The most effective TOPA/COPA policies are developed in close partnership with tenants and housing advocates. These policies must include dedicated funding, infrastructure to proactively inform tenants about their TOPA/COPA rights, support tenant organizing, and help tenants finance the purchase of buildings. As a result, cities and states seeking to implement TOPA/COPA policies must consider a range of related legal and logistical questions.

  • Tenant agency and collective ownership: TOPA policies offer tenants a pathway to greater agency and self-determination by enabling meaningful participation in the sale of their homes. TOPA harnesses tenants' collective power as they form tenant associations to make decisions about purchasing, which organizations to partner with, and how to secure funding and legal counsel. Upon a tenant purchase, residents have democratic control of their building and can address repairs, maintenance, and renovations as they best see fit. Even when  tenant ownership is not the outcome, these policies ensure that tenants have a seat at the table for tenants to participate in negotiations over the sale of their building. This participation can lead to negotiated outcomes such as rent stabilization, preservation of affordability through LIHTC, or extended Section 8 contracts to maintain federal subsidies in buildings - protecting affordability for current and future residents.  
     
  • Preserving affordability: TOPA/COPA programs are typically reserved for tenants earning at or below 80 percent of the area median income (AMI), helping to preserve affordable housing options for low-income residents. This is particularly important for communities facing displacement pressures and at risk of being priced out of their homes and neighborhoods. Cities and states should ensure purchasers through TOPA/COPA can commit to long-term affordability through deed restrictions, partnerships with community land trusts,or other mechanisms that safeguard affordability over time.
     
  • Unit and tenant eligibility: Policymakers must determine the scope of buildings and tenants eligible under TOPA/COPA. This includes deciding whether the policy applies to subsidized housing, unsubsidized rental stock, or both. Strong TOPA policies such as that in DC cover both types of properties and help better preserve availability of rental units and mitigate displacement. Policymakers must also determine eligibility of potential purchasers, such as tenants at or below 80 percent AMI. Policymakers should offer all tenants the opportunity to purchase by making all rental units eligible for TOPA and to best mitigate displacement.
     
  • Timing and notice provisions: TOPA should provide an adequate timeframe for tenants to organize and form an association, make an informed decision, secure funding, and put an offer together. Timing and notification periods should include ample notice of intent to sell to tenants and should outline timeframes for notification, statements of interests, negotiations, and time for residents to secure financing and financial assistance if needed. All notices should be provided in writing. Typical notice periods range between several months to several years.
     
  • Second right of refusal: If tenants choose to forgo their TOPA rights, they should have the opportunity to assign their rights to a qualified affordable housing provider, community land trust, or other nonprofit.

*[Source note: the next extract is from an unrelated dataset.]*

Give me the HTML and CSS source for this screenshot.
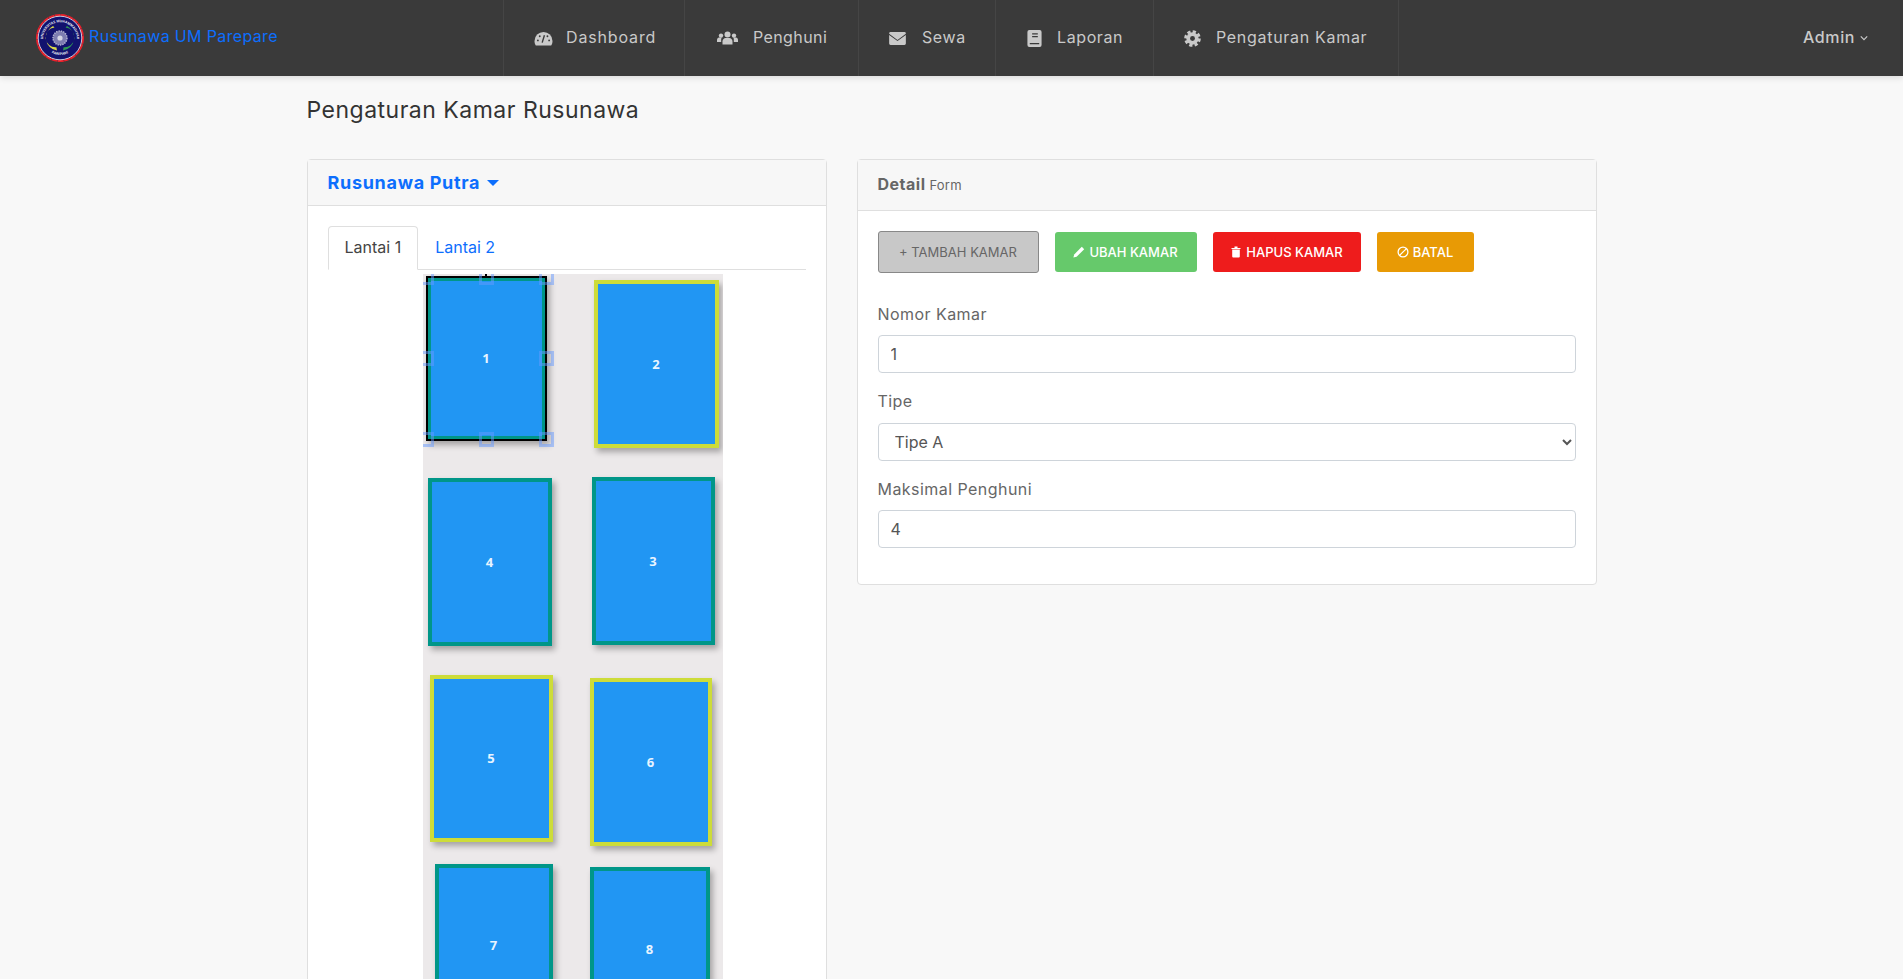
FILE: index.html
```html
<!DOCTYPE html>
<html lang="id">
  <head>
    <meta charset="UTF-8" />
    <title>Pengaturan Kamar Rusunawa</title>
    <link rel="stylesheet" href="styles.css">
  </head>
  <body>
    <nav class="navbar">
      <a class="brand" href="#">
        <svg class="logo" viewBox="0 0 50 50">
          <defs>
            <path id="arc-top" d="M9 32a17 17 0 1 1 32 0" />
            <path id="arc-bottom" d="M11 35a17.500 17.500 0 0 0 28 0" />
          </defs>
          <circle cx="25" cy="25" r="23" fill="#12126e" stroke="#e8202a" stroke-width="2" stroke-dasharray="6 0.4" />
          <circle cx="25" cy="25" r="21.800" fill="none" stroke="#f4f4f4" stroke-width="0.800" />
          <text class="logo-text"><textPath href="#arc-top" startOffset="50%" text-anchor="middle">UNIVERSITAS MUHAMMADIYAH</textPath></text>
          <text class="logo-text"><textPath href="#arc-bottom" startOffset="50%" text-anchor="middle">PAREPARE</textPath></text>
          <path d="M18 13a13 13 0 0 0 4 24.500l-.6-3.200a9.500 9.500 0 0 1-1.900-19.800z" fill="#d8d84a" />
          <path d="M32 13a13 13 0 0 1-4 24.500l.6-3.200a9.500 9.500 0 0 0 1.900-19.800z" fill="#2f9a55" />
          <circle cx="25" cy="25" r="7" fill="#7d7db0" stroke="#b8b8d4" stroke-width="1.400" stroke-dasharray="1.400 1" />
          <circle cx="25" cy="25" r="2.600" fill="#d4d4e4" />
        </svg>
        <span>Rusunawa UM Parepare</span>
      </a>
      <ul class="menu">
        <li class="menu-item item-dashboard">
          <svg class="menu-icon icon-dashboard" viewBox="0 0 20 16">
            <path d="M10 1a9.600 9.600 0 0 0-9.600 9.600c0 1.900.5 3.400 1.400 4.900h16.400c.9-1.500 1.400-3 1.400-4.900A9.600 9.600 0 0 0 10 1z" />
            <path d="M8.600 12.400 11 4.600" stroke="#3a3a3a" stroke-width="1.500" fill="none" />
            <circle cx="4" cy="10" r="1" fill="#3a3a3a" /><circle cx="6" cy="5.600" r="1" fill="#3a3a3a" />
            <circle cx="14.200" cy="5.600" r="1" fill="#3a3a3a" /><circle cx="16" cy="10" r="1" fill="#3a3a3a" />
          </svg>
          Dashboard
        </li>
        <li class="menu-item item-penghuni">
          <svg class="menu-icon icon-users" viewBox="0 0 21 14">
            <circle cx="10.500" cy="3.400" r="3" /><circle cx="4" cy="4.600" r="2.200" /><circle cx="17" cy="4.600" r="2.200" />
            <path d="M5.500 13.500v-3c0-2.200 1.600-3.400 3-3.400h4c1.400 0 3 1.200 3 3.400v3z" />
            <path d="M0 11V9c0-1.400 1-2.400 2-2.400h2.800C4 7.400 4.200 9 4.200 11zM21 11V9c0-1.400-1-2.400-2-2.400h-2.800c.8.8.6 2.400.6 4.400z" />
          </svg>
          Penghuni
        </li>
        <li class="menu-item item-sewa">
          <svg class="menu-icon icon-mail" viewBox="0 0 18 14">
            <path d="M1.500 0h15A1.500 1.500 0 0 1 18 1.500V2L9 8.500 0 2v-.5A1.500 1.500 0 0 1 1.500 0z" />
            <path d="M0 3.200 9 9.700l9-6.500v9.300a1.500 1.500 0 0 1-1.500 1.500h-15A1.500 1.500 0 0 1 0 12.500z" />
          </svg>
          Sewa
        </li>
        <li class="menu-item item-laporan">
          <svg class="menu-icon icon-book" viewBox="0 0 15 18">
            <path d="M2 0h11a2 2 0 0 1 2 2v14a2 2 0 0 1-2 2H2a2 2 0 0 1-2-2V2a2 2 0 0 1 2-2z" />
            <path d="M5 4h6M5 7h6M2.500 14.500h10" stroke="#3a3a3a" stroke-width="1.300" fill="none" />
          </svg>
          Laporan
        </li>
        <li class="menu-item item-kamar">
          <svg class="menu-icon icon-gear" viewBox="0 0 18 18">
            <circle cx="9" cy="9" r="7.300" fill="none" stroke="#c9c9c9" stroke-width="3" stroke-dasharray="3.400 2.330" />
            <circle cx="9" cy="9" r="6.500" />
            <circle cx="9" cy="9" r="2.600" fill="#3a3a3a" />
          </svg>
          Pengaturan Kamar
        </li>
      </ul>
      <div class="user-menu">
        <span>Admin</span>
        <svg class="chevron" viewBox="0 0 10 6"><path d="M1 1l4 4 4-4" /></svg>
      </div>
    </nav>

    <main class="container">
      <h1 class="page-title">Pengaturan Kamar Rusunawa</h1>
      <div class="row">
        <section class="col col-left">
          <div class="card">
            <div class="card-header building-header">
              <a class="building-link" href="#">Rusunawa Putra <span class="caret"></span></a>
            </div>
            <div class="card-body">
              <ul class="tabs">
                <li class="tab tab-active">Lantai 1</li>
                <li class="tab">Lantai 2</li>
              </ul>
              <div class="floor-canvas">
                <div class="room room-green room-1 room-selected">1</div>
                <div class="room room-lime room-2">2</div>
                <div class="room room-green room-3">3</div>
                <div class="room room-green room-4">4</div>
                <div class="room room-lime room-5">5</div>
                <div class="room room-lime room-6">6</div>
                <div class="room room-green room-7">7</div>
                <div class="room room-green room-8">8</div>
                <span class="rotate-tick"></span>
                <span class="handle handle-tl"></span>
                <span class="handle handle-tm"></span>
                <span class="handle handle-tr"></span>
                <span class="handle handle-ml"></span>
                <span class="handle handle-mr"></span>
                <span class="handle handle-bl"></span>
                <span class="handle handle-bm"></span>
                <span class="handle handle-br"></span>
              </div>
            </div>
          </div>
        </section>

        <section class="col col-right">
          <div class="card">
            <div class="card-header detail-header"><strong>Detail</strong> <small>Form</small></div>
            <div class="card-body">
              <div class="actions">
                <button class="btn btn-add">+ TAMBAH KAMAR</button>
                <button class="btn btn-edit">
                  <svg class="btn-icon" viewBox="0 0 12 12"><path d="M8.800.8 11.200 3.200 3.600 10.800.4 11.600 1.200 8.400z" /></svg>
                  UBAH KAMAR
                </button>
                <button class="btn btn-delete">
                  <svg class="btn-icon" viewBox="0 0 12 12"><path d="M1.500 2h9v1h-9zM4.500.6h3V2h-3zM2.200 3.500h7.600v7a1 1 0 0 1-1 1H3.200a1 1 0 0 1-1-1z" /></svg>
                  HAPUS KAMAR
                </button>
                <button class="btn btn-cancel">
                  <svg class="btn-icon btn-icon-line" viewBox="0 0 12 12"><circle cx="6" cy="6" r="4.900" /><path d="M2.600 9.400 9.400 2.600" /></svg>
                  BATAL
                </button>
              </div>
              <div class="form-group">
                <label for="nomor">Nomor Kamar</label>
                <input id="nomor" class="field" type="text" value="1" />
              </div>
              <div class="form-group">
                <label for="tipe">Tipe</label>
                <select id="tipe" class="field">
                  <option>Tipe A</option>
                  <option>Tipe B</option>
                </select>
              </div>
              <div class="form-group">
                <label for="maks">Maksimal Penghuni</label>
                <input id="maks" class="field" type="text" value="4" />
              </div>
            </div>
          </div>
        </section>
      </div>
    </main>
  </body>
</html>
```

FILE: styles.css
```css
html,
body {
  height: 100%;
  overflow: hidden;
}
body {
  margin: 0;
  font-family: Inter, "Open Sans", sans-serif;
  font-size: 16px;
  line-height: 1.6;
  color: #666;
  background-color: #f8f8f8;
}
a {
  text-decoration: none;
}

/* navbar */
.navbar {
  display: flex;
  align-items: stretch;
  height: 76px;
  background-color: #3a3a3a;
  box-shadow: 0 2px 6px rgba(0, 0, 0, 0.12);
  position: relative;
}
.brand {
  display: flex;
  align-items: center;
  width: 503px;
  padding: 0 0 0 35px;
  box-sizing: border-box;
  color: #0d6efd;
  font-size: 16px;
  letter-spacing: 0.35px;
}
.brand span {
  margin-left: 4px;
  margin-top: -2px;
}
.logo {
  width: 50px;
  height: 50px;
}
.logo-text {
  font-family: "Open Sans", sans-serif;
  font-size: 3.400px;
  font-weight: 700;
  letter-spacing: 0;
  fill: #e8e8f0;
}
.menu {
  display: flex;
  list-style: none;
  margin: 0;
  padding: 0;
  border-left: 1px solid #454545;
  flex: 1;
}
.menu-item {
  box-sizing: border-box;
  display: flex;
  align-items: center;
  padding-left: 30px;
  color: #c9c9c9;
  letter-spacing: 0.6px;
  border-right: 1px solid #454545;
}
.item-dashboard { width: 181px; letter-spacing: 0.85px; }
.item-penghuni { width: 174px; letter-spacing: 0.4px; }
.item-sewa { width: 137px; }
.item-laporan { width: 158px; }
.item-kamar { width: 245px; letter-spacing: 0.7px; }
.menu-icon {
  fill: #c9c9c9;
  flex: none;
}
.icon-dashboard { width: 19px; height: 15px; margin-right: 13px; }
.icon-users { width: 21px; height: 14px; margin: 0 15px 0 2px; }
.icon-mail { width: 17px; height: 13px; margin-right: 16px; }
.icon-book { width: 15px; height: 17px; margin: 0 15px 0 1px; }
.icon-gear { width: 17px; height: 17px; margin: 0 15px 0 0; }
.user-menu {
  display: flex;
  align-items: center;
  gap: 5px;
  padding-right: 35px;
  color: #c9c9c9;
  font-weight: 500;
  letter-spacing: 0.6px;
}
.chevron {
  width: 8px;
  height: 6px;
  fill: none;
  stroke: #c9c9c9;
  stroke-width: 1.500;
}

/* page */
.container {
  width: 1320px;
  margin: 0 auto;
}
.page-title {
  margin: 16px 15px 31px;
  font-size: 23px;
  font-weight: 400;
  line-height: 36px;
  letter-spacing: 0.5px;
  color: #333;
}
.row {
  display: flex;
}
.col {
  box-sizing: border-box;
  padding: 0 15px;
}
.col-left {
  width: 41.6667%;
}
.col-right {
  width: 58.3333%;
  padding-right: 14px;
}
.card {
  background: #fff;
  border: 1px solid #dfdfdf;
  border-radius: 4px;
}
.card-header {
  box-sizing: border-box;
  background: #f7f7f7;
  border-bottom: 1px solid #dfdfdf;
  padding: 0 20px;
  display: flex;
  align-items: center;
}
.card-body {
  padding: 20px;
}
.building-header {
  height: 46px;
  padding-top: 1px;
}
.building-link {
  color: #0d6efd;
  font-size: 18px;
  font-weight: 700;
  letter-spacing: 0.7px;
}
.caret {
  display: inline-block;
  margin-left: 2px;
  vertical-align: 3px;
  border-top: 6px solid #0d6efd;
  border-left: 6px solid transparent;
  border-right: 6px solid transparent;
}
.detail-header {
  height: 51px;
  gap: 4px;
  color: #666;
}
.detail-header strong {
  letter-spacing: 0.5px;
}
.detail-header small {
  font-size: 13px;
  letter-spacing: 0.2px;
}

/* tabs */
.tabs {
  display: flex;
  list-style: none;
  margin: 0;
  padding: 0;
  height: 43px;
  border-bottom: 1px solid #dfdfdf;
}
.tab {
  box-sizing: border-box;
  height: 44px;
  padding: 0 16px;
  line-height: 41px;
  color: #0d6efd;
  border: 1px solid transparent;
  border-radius: 4px 4px 0 0;
}
.tab-active {
  color: #444;
  background: #fff;
  border-color: #dfdfdf #dfdfdf #fff;
}

/* floor plan */
.floor-canvas {
  position: relative;
  width: 300px;
  height: 820px;
  margin: 4px 0 0 95px;
  background-color: #ece9ea;
  overflow: hidden;
}
.room {
  position: absolute;
  box-sizing: border-box;
  display: flex;
  align-items: center;
  justify-content: center;
  background-color: #2196f3;
  border: 4px solid;
  box-shadow: 3px 4px 6px rgba(0, 0, 0, 0.3);
  color: #e8f4ff;
  font-family: "Open Sans", sans-serif;
  font-size: 13px;
  font-weight: 700;
}
.room-green {
  border-color: #009688;
}
.room-lime {
  border-color: #cddc39;
}
.room-selected {
  border: 2px solid #000;
  box-shadow: inset 0 0 0 3px #009688, 3px 4px 6px rgba(0, 0, 0, 0.3);
}
.room-1 { left: 3px; top: 2px; width: 121px; height: 165px; }
.room-2 { left: 171px; top: 6px; width: 125px; height: 168px; }
.room-3 { left: 169px; top: 203px; width: 123px; height: 168px; }
.room-4 { left: 5px; top: 204px; width: 124px; height: 168px; }
.room-5 { left: 7px; top: 401px; width: 123px; height: 167px; }
.room-6 { left: 167px; top: 404px; width: 122px; height: 168px; }
.room-7 { left: 12px; top: 590px; width: 118px; height: 162px; }
.room-8 { left: 167px; top: 593px; width: 120px; height: 164px; }

.handle {
  position: absolute;
  box-sizing: border-box;
  width: 15px;
  height: 15px;
  border: 3px solid rgba(102, 153, 255, 0.5);
}
.handle-tl { left: -4px; top: -4px; }
.handle-tm { left: 56px; top: -4px; }
.handle-tr { left: 116px; top: -4px; }
.handle-ml { left: -4px; top: 77px; }
.handle-mr { left: 116px; top: 77px; }
.handle-bl { left: -4px; top: 158px; }
.handle-bm { left: 56px; top: 158px; }
.handle-br { left: 116px; top: 158px; }
.rotate-tick {
  position: absolute;
  left: 62px;
  top: 0;
  width: 2px;
  height: 3px;
  background: #000;
}

/* form */
.actions {
  display: flex;
  align-items: center;
  gap: 16px;
  margin-bottom: 28.500px;
}
.btn {
  display: flex;
  align-items: center;
  justify-content: center;
  gap: 4px;
  box-sizing: border-box;
  height: 40px;
  padding: 0;
  border: 0;
  border-radius: 3px;
  color: #fff;
  font-family: inherit;
  font-size: 13px;
  font-weight: 500;
}
.btn-add {
  width: 161px;
  height: 42px;
  background: #c8c8c8;
  border: 1px solid #888;
  color: #666;
  font-weight: 400;
}
.btn-edit {
  width: 142px;
  background: #66c96b;
}
.btn-delete {
  width: 148px;
  background: #ee1c1c;
}
.btn-cancel {
  width: 97px;
  background: #e89a05;
}
.btn-icon {
  width: 12px;
  height: 12px;
  fill: #fff;
}
.btn-icon-line {
  fill: none;
  stroke: #fff;
  stroke-width: 1.300;
}
.form-group {
  margin-bottom: 16px;
}
.form-group label {
  display: block;
  margin-bottom: 8px;
  color: #666;
  letter-spacing: 0.45px;
}
.field {
  display: block;
  box-sizing: border-box;
  width: 100%;
  height: 38px;
  padding: 0 12px;
  border: 1px solid #ced4da;
  border-radius: 4px;
  background: #fff;
  color: #555;
  font-family: inherit;
  font-size: 16px;
}
```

To preserve affordability, policymakers should ensure the third-party purchaser will maintain the property as affordable. Policymakers and tenants can also consider a second right of refusal for municipal governments such as Washington, D.C.'s District Opportunity to Purchase.
     
  • COPA and TOPA: While these policies are related, they differ in important ways. With TOPA, tenants are empowered to negotiate directly in the sale of their building or can choose to assign that right to another entity, while with COPA, that ability is given to a list of qualified nonprofits. Which policy is better will depend on a jurisdiction’s policy goals, market conditions, capacity of local housing nonprofits, availability of funding and financing, and capacity for tenant organizing and education.
     
  • Adequate funding: Cities and states should dedicate funding to adequately support all aspects of a TOPA/COPA program to ensure its success. This should include funding for tenant outreach, education, technical assistance, enforcement, and a fund to assist tenant or community purchases such as a housing trust fund.
     
  • Outreach and education: In addition to ample notification periods, tenants need substantial information, outreach, and resources to make decisions about TOPA/COPA and actualize their rights.
     
  • Technical assistance: Cities and states should provide robust funding to offer adequate technical assistance, including legal counsel and representation. Washington, DC's TOPA program funds support staff at community organizations who help tenants in exercising their TOPA rights. Residents often need support post-purchase and cities must continue providing strong technical assistance to help them succeed in long-term property stewardship.
     
  • Enforcement: Cities and states should outline enforcement mechanisms and ensure adequate staffing to enforce a TOPA/COPA policy effectively. The policy should also give tenants  legal recourse options outside of municipal enforcement, such as third-party legal standing, to strengthen enforcement and give residents greater recourse power to assert their rights.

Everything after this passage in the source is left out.